Start Data lines

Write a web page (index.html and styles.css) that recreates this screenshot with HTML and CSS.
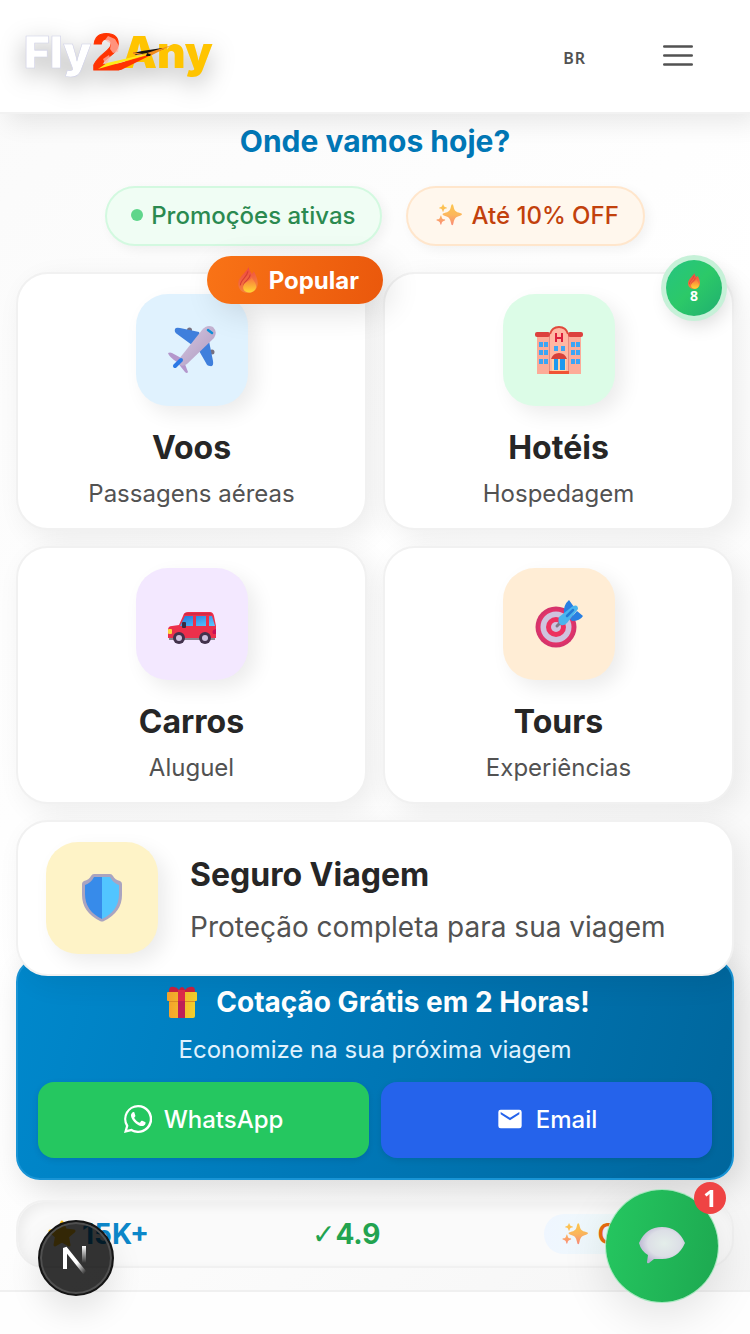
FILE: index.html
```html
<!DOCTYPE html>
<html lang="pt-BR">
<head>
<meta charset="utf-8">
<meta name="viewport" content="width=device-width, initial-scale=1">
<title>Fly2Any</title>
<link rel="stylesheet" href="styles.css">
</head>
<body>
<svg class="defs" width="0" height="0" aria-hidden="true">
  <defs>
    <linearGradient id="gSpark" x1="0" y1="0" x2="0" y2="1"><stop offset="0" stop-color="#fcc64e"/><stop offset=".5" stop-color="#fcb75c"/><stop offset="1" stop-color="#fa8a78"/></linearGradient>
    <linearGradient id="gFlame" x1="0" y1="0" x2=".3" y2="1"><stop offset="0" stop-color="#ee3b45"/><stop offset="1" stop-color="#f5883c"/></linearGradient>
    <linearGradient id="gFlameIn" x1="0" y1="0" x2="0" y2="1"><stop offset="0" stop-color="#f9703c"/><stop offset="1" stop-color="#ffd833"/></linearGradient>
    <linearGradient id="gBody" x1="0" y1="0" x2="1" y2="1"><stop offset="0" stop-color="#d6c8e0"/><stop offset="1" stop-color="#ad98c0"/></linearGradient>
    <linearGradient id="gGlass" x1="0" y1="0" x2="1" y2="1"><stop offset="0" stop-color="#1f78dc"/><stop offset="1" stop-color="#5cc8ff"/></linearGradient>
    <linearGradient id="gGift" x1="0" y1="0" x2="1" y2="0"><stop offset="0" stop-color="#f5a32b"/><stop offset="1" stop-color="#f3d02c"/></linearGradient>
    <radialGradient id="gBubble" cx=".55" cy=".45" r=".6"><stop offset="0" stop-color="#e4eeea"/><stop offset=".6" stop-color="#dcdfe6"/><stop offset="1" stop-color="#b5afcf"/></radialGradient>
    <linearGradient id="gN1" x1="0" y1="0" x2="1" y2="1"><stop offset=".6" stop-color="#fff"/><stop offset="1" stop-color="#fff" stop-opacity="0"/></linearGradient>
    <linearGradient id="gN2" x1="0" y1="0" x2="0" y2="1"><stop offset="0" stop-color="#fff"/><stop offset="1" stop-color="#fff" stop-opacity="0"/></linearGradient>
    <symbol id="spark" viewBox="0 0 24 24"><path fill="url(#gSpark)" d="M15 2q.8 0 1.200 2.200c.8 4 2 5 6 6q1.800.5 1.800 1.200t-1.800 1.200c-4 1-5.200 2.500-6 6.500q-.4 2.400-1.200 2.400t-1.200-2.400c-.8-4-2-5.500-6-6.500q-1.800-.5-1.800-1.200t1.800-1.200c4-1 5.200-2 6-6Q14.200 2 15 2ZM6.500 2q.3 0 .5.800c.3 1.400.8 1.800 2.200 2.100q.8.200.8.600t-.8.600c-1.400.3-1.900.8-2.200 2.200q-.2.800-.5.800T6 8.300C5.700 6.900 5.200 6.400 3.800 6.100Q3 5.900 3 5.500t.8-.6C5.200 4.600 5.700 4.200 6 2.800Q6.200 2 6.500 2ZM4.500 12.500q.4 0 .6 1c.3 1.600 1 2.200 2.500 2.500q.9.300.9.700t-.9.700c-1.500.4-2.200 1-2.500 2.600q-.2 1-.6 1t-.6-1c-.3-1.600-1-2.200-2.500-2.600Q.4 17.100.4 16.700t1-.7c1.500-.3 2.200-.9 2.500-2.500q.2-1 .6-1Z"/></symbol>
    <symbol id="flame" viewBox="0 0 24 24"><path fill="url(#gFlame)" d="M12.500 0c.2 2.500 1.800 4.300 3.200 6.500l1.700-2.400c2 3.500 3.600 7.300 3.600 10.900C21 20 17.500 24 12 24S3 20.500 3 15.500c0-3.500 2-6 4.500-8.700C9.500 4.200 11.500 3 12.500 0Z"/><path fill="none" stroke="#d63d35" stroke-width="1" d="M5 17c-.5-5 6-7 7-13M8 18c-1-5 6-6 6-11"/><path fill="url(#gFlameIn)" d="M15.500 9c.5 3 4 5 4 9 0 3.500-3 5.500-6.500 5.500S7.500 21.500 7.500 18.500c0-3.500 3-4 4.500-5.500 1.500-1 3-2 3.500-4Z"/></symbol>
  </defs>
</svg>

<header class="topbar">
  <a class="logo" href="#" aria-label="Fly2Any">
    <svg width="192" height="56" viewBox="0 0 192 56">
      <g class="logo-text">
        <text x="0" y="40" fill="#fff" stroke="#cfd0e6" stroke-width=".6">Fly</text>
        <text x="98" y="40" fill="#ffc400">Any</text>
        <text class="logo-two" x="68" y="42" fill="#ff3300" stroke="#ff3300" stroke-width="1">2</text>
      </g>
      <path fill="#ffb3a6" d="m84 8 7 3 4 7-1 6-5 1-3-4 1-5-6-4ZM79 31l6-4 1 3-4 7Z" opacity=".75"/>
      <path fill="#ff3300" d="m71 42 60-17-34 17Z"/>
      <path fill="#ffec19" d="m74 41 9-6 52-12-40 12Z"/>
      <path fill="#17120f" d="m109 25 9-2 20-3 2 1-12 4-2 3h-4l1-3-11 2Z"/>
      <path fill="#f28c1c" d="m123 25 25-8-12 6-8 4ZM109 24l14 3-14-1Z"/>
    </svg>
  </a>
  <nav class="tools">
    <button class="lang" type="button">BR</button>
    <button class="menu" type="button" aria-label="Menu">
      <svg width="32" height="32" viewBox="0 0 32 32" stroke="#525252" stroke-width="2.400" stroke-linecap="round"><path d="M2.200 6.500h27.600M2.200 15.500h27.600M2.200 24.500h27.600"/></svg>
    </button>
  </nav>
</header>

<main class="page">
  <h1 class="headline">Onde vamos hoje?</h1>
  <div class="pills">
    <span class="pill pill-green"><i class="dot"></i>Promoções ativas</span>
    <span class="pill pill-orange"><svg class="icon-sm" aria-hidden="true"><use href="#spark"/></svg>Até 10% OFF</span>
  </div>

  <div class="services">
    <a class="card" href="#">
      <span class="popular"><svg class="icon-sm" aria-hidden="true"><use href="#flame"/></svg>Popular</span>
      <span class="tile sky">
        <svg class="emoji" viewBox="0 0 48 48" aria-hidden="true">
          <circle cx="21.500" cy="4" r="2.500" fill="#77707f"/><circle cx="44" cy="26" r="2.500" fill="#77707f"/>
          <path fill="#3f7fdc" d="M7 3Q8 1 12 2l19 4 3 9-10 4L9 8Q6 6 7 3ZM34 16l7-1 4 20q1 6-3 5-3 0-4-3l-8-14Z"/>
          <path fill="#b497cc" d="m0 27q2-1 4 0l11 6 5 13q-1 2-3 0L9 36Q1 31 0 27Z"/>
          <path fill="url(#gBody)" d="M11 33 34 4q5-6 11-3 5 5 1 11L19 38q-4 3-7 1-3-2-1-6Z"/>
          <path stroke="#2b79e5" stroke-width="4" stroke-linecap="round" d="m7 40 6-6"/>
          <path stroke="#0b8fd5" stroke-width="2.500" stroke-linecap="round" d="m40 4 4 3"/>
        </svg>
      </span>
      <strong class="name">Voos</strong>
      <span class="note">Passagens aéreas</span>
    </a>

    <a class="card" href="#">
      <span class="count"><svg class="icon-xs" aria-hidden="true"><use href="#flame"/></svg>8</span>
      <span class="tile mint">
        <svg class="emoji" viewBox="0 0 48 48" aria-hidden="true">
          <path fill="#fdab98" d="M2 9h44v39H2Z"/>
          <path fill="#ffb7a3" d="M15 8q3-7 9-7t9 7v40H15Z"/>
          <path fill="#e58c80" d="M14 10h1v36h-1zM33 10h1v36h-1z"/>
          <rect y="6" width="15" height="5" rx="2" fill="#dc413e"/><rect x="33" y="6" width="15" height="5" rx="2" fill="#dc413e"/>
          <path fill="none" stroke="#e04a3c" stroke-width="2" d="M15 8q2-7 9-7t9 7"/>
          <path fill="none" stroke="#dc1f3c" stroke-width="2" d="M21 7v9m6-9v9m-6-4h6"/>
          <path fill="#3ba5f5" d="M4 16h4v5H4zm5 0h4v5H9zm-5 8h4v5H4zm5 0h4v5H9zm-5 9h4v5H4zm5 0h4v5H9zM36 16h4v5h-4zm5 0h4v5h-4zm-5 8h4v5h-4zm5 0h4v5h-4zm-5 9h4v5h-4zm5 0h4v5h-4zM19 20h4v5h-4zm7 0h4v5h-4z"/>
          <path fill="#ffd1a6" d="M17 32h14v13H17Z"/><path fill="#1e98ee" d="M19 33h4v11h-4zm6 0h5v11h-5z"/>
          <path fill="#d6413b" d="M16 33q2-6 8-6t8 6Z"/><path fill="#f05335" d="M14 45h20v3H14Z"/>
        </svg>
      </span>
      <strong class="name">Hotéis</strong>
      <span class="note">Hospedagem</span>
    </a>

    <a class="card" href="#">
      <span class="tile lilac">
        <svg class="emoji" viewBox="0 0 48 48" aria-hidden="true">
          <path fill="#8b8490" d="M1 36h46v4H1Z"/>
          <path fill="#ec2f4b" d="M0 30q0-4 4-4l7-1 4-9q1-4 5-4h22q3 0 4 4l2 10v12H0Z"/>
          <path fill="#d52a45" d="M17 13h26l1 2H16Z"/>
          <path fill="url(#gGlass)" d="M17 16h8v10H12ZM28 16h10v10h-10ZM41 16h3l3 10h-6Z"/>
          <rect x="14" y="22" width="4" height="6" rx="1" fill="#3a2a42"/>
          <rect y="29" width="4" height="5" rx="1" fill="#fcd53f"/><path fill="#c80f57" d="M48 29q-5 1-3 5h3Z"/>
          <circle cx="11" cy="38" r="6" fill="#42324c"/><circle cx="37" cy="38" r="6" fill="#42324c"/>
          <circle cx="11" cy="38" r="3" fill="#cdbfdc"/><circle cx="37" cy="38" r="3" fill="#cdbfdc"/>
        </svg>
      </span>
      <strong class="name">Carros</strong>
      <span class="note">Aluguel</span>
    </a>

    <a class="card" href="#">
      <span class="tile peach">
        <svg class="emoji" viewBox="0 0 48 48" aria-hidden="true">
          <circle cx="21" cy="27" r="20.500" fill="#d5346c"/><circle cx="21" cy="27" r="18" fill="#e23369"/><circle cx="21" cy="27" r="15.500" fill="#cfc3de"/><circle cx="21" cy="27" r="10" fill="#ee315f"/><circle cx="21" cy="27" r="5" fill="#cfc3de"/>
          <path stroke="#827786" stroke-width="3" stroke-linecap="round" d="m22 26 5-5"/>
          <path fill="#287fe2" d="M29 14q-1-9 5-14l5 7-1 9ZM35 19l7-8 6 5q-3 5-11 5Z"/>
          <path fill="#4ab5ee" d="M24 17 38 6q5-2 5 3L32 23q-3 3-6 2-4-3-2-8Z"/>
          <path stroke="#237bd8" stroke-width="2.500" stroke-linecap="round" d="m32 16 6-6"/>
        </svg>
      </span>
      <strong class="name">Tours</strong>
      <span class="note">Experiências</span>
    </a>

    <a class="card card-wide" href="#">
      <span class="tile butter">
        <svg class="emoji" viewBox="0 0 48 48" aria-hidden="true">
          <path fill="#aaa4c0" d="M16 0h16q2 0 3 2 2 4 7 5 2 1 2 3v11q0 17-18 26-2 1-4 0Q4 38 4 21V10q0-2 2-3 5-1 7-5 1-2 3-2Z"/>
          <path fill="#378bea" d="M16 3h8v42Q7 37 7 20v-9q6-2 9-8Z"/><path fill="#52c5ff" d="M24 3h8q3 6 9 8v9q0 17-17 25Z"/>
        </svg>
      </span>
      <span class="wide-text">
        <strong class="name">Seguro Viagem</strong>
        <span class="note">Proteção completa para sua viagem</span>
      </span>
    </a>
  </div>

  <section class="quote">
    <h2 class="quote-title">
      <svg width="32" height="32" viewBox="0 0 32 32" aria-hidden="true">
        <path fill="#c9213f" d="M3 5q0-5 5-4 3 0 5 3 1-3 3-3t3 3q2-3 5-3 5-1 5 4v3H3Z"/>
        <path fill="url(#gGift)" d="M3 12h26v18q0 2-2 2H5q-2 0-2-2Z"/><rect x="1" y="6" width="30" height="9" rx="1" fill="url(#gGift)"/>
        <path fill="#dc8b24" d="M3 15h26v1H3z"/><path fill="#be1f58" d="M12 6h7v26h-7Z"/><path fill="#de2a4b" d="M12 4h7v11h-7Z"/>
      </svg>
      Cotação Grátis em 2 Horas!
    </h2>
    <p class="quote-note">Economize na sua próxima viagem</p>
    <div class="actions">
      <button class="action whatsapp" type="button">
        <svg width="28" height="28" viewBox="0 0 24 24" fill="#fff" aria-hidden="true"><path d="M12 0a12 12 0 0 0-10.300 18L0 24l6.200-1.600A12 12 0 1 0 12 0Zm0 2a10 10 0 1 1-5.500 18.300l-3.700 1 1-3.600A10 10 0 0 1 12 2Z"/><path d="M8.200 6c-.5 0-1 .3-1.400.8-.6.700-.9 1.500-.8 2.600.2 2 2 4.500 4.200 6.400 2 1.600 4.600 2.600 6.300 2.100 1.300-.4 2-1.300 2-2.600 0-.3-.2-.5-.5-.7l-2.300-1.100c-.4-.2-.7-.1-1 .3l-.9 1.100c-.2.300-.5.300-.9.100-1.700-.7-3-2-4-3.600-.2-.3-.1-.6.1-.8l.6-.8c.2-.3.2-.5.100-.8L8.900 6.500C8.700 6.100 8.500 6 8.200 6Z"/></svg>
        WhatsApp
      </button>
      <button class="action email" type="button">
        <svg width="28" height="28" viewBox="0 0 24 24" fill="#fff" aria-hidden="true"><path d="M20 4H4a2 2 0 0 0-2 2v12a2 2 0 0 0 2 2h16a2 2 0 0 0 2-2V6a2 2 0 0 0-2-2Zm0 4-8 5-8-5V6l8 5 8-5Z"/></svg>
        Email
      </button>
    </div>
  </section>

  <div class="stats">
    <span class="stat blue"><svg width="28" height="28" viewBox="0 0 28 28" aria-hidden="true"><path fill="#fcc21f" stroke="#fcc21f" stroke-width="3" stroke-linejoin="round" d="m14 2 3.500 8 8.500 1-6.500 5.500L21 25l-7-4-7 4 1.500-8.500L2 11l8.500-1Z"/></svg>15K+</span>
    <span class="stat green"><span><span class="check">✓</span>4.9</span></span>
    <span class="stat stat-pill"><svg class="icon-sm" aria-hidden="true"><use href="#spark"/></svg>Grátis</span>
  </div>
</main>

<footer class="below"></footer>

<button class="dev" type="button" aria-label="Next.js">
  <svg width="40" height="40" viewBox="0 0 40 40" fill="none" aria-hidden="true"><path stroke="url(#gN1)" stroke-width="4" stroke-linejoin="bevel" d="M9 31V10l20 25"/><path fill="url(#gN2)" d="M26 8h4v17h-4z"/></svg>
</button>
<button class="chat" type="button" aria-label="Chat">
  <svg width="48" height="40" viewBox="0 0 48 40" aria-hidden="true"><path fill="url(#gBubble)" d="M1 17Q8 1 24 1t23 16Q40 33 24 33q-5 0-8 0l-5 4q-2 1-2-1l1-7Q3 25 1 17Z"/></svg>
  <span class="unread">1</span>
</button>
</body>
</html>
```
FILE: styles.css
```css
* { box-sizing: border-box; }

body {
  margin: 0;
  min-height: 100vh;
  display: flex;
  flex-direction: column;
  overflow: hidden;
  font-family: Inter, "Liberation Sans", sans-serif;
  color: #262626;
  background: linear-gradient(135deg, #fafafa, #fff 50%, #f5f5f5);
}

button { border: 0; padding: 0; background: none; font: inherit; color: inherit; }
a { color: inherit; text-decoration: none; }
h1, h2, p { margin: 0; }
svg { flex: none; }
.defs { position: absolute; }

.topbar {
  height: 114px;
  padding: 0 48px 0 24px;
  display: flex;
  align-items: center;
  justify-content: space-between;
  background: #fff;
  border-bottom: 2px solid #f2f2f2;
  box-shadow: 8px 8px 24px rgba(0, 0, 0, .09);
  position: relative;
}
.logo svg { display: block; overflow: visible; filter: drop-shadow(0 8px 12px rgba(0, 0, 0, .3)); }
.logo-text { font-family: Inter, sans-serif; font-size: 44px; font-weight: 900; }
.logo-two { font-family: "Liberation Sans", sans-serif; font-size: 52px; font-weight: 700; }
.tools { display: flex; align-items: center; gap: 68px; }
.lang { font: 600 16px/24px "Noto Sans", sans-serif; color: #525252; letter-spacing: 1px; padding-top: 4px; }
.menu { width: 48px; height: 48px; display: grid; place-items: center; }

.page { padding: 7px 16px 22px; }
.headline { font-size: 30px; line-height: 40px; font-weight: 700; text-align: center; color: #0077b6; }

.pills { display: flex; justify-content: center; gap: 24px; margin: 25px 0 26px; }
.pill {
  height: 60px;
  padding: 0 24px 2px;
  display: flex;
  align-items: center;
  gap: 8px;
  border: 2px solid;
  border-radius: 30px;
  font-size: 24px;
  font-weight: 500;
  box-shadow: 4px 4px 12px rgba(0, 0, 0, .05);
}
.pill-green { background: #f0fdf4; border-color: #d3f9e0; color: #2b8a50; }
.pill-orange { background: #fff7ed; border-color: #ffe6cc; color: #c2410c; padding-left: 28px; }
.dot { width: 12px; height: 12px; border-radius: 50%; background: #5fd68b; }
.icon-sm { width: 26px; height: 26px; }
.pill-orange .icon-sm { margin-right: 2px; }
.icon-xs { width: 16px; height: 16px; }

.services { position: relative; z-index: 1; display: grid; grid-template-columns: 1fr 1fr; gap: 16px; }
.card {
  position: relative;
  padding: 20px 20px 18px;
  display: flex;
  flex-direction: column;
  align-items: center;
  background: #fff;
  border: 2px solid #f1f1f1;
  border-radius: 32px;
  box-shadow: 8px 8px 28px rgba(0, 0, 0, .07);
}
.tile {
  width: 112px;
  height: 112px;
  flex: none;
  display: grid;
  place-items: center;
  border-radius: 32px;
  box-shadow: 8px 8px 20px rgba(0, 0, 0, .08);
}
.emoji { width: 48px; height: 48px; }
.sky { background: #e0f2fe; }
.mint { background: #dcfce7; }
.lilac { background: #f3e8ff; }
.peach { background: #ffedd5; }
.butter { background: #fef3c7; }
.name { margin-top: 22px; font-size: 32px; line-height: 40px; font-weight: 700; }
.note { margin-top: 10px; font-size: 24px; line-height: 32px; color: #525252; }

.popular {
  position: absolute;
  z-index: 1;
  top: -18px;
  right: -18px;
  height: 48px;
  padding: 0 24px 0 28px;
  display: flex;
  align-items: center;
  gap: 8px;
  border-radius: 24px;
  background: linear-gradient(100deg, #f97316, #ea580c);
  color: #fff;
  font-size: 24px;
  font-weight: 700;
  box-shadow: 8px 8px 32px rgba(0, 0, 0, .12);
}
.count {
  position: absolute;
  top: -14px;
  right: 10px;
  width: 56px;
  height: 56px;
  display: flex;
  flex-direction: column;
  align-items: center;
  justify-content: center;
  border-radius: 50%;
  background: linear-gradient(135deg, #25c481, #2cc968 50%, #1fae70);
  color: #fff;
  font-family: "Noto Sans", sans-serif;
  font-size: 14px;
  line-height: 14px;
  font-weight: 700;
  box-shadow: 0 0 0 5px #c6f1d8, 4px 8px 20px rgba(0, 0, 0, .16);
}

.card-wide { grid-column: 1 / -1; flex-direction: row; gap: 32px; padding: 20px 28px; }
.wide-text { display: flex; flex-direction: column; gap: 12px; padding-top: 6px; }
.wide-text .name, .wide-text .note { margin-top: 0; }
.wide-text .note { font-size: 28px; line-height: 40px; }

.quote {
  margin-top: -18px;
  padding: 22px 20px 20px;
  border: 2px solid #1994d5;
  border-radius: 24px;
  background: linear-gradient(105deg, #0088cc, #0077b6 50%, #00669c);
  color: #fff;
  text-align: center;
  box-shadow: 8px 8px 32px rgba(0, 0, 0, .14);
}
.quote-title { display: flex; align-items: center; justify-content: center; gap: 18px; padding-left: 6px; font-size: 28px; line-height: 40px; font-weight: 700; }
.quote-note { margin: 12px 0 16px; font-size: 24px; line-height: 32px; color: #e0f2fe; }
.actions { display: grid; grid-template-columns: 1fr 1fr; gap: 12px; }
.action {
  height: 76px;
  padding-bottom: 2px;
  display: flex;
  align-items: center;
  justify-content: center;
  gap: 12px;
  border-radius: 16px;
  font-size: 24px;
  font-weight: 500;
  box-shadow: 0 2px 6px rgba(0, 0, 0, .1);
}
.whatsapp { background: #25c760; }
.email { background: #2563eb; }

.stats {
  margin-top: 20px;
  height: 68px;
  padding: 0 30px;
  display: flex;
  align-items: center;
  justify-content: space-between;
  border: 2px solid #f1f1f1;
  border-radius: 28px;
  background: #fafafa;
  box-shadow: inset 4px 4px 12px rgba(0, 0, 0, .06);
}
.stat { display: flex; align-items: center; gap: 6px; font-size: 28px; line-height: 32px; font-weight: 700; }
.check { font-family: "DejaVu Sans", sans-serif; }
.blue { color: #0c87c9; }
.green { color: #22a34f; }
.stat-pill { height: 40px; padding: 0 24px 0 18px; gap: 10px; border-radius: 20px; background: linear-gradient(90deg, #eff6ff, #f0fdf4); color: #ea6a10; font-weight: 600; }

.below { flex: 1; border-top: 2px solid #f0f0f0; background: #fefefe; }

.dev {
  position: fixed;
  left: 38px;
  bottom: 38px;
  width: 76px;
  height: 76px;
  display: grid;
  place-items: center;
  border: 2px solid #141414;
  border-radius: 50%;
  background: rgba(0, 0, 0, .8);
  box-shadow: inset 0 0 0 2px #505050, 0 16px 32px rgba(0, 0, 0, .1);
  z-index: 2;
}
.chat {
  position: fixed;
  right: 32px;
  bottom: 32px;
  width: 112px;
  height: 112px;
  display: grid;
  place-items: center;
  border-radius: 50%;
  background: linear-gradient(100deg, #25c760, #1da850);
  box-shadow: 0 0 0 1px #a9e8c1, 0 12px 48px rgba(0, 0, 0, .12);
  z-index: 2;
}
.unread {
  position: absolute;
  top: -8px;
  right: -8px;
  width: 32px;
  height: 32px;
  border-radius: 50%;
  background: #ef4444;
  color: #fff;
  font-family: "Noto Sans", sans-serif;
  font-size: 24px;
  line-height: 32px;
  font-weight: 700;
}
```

End Data lines

** Set problem **
Figure out how many lines above include the string "index", then report that number and nothing else.

** Correct answer **
6